5. Adrian Gonzales is the San Diego batter who crushed said grooved pitch into the seats closing the 4 run lead to 1 run.
6. Michael Barrett is the San Diego Padres catcher who is primarily responsible for the underlying action that caused the unnecessary drama. Barrett is a former Chicago Cub who left the team under dubious circumstances. Had his warning track flyball been a home run, the emotional scarring of this home run would have been more significant than if another Padre, who had not been a former Cub, had tied the game. Barrett has a propensity for hitting dramatic home runs.
7. Kerry Wood is the Chicago Cubs closer who relieved Carlos Marmol. Wood also hung the slider that Michael Barrett hit for a warning track flyball.
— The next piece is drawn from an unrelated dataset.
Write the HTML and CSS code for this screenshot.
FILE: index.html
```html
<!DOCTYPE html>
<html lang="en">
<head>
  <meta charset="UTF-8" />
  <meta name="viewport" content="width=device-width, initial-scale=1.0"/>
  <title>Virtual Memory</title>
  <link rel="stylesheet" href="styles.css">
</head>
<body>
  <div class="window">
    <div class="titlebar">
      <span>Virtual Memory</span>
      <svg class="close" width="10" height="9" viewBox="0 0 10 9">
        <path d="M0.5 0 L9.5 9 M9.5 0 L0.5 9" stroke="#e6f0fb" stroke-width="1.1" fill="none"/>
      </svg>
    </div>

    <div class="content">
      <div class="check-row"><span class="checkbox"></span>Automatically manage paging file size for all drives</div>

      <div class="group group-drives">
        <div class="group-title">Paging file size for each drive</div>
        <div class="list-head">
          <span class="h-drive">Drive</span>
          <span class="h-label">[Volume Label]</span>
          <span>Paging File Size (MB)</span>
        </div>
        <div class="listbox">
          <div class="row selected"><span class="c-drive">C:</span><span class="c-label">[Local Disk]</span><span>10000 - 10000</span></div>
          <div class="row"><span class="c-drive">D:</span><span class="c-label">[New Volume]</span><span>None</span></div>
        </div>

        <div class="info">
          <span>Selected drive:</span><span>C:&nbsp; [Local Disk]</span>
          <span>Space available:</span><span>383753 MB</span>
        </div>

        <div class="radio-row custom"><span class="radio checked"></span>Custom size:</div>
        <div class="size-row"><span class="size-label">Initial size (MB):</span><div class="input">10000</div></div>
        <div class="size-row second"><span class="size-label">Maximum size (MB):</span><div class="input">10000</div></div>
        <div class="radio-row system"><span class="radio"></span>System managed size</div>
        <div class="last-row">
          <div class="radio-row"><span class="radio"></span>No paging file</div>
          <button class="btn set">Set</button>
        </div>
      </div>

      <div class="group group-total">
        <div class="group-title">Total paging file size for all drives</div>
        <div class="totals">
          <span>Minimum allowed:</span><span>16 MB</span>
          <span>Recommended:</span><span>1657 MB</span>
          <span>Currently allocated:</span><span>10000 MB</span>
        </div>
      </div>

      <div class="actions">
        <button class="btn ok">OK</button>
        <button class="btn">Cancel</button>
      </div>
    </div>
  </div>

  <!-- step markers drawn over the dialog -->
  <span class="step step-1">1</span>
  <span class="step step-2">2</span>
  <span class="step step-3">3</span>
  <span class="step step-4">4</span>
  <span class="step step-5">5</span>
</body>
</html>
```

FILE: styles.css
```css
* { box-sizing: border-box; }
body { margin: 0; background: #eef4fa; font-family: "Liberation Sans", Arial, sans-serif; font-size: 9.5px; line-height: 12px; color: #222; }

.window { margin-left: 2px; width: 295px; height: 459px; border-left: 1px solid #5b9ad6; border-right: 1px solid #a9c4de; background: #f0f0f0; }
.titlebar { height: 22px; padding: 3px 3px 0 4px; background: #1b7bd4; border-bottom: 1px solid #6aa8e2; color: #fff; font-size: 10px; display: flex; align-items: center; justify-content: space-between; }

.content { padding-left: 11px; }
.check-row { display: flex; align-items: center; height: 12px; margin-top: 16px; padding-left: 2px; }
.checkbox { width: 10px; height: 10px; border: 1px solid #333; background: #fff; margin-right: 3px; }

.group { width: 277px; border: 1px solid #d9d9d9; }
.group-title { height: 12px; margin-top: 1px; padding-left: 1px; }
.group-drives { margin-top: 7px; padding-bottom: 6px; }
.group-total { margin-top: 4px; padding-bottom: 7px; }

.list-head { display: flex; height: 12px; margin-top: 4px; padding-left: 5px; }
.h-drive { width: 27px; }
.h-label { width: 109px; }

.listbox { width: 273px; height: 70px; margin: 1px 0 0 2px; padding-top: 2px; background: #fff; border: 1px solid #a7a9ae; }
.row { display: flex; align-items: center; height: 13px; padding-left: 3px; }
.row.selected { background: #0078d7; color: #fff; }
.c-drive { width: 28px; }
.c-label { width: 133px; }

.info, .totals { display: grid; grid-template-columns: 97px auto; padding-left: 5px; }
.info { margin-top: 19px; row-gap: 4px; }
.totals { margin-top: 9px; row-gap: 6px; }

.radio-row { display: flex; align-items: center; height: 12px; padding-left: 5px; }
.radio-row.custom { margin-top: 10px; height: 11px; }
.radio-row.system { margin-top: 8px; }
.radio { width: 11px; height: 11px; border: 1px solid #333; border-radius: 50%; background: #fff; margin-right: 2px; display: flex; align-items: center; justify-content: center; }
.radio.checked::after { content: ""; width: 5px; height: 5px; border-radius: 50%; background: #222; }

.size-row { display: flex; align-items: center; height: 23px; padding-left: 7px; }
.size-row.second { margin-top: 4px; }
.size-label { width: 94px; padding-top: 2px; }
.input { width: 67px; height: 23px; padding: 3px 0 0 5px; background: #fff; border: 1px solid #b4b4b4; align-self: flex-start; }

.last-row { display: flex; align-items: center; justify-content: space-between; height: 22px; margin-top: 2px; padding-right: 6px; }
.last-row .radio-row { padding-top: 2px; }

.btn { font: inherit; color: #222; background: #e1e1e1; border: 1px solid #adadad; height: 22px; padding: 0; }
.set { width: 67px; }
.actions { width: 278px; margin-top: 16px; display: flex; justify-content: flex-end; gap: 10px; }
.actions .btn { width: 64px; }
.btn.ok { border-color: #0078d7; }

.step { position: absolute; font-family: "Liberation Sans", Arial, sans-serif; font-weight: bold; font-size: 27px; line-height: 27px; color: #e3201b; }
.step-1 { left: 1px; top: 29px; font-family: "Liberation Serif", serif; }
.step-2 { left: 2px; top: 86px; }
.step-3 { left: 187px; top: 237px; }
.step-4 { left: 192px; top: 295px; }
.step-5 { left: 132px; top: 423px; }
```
8. The Unnamed Comcast Cameraman filmed the 9th inning of said game. This cameraman willfully filmed a much higher trajectory of the flyball than was necessary. Due to this high trajectory camera angle, hundreds of thousands of Cubs fans were momentarily led to panic as they assumed Michael Barrett's warning track flyball was indeed of home run distance sufficient to reach the Western Metal Supply Co. warehouse far beyond the left field fence.
9. The Unnamed Comcast producer chose to use the unnamed cameraman's feed of the flyball. This decision contributed to the heart attack suffered by Cubs fans everywhere.
10. Len Kasper and Bob Brenly are the Comcast announcers who emphasized the unnecessary drama by not reassuring viewers early enough that the baseball would remain within the confines of the playing field.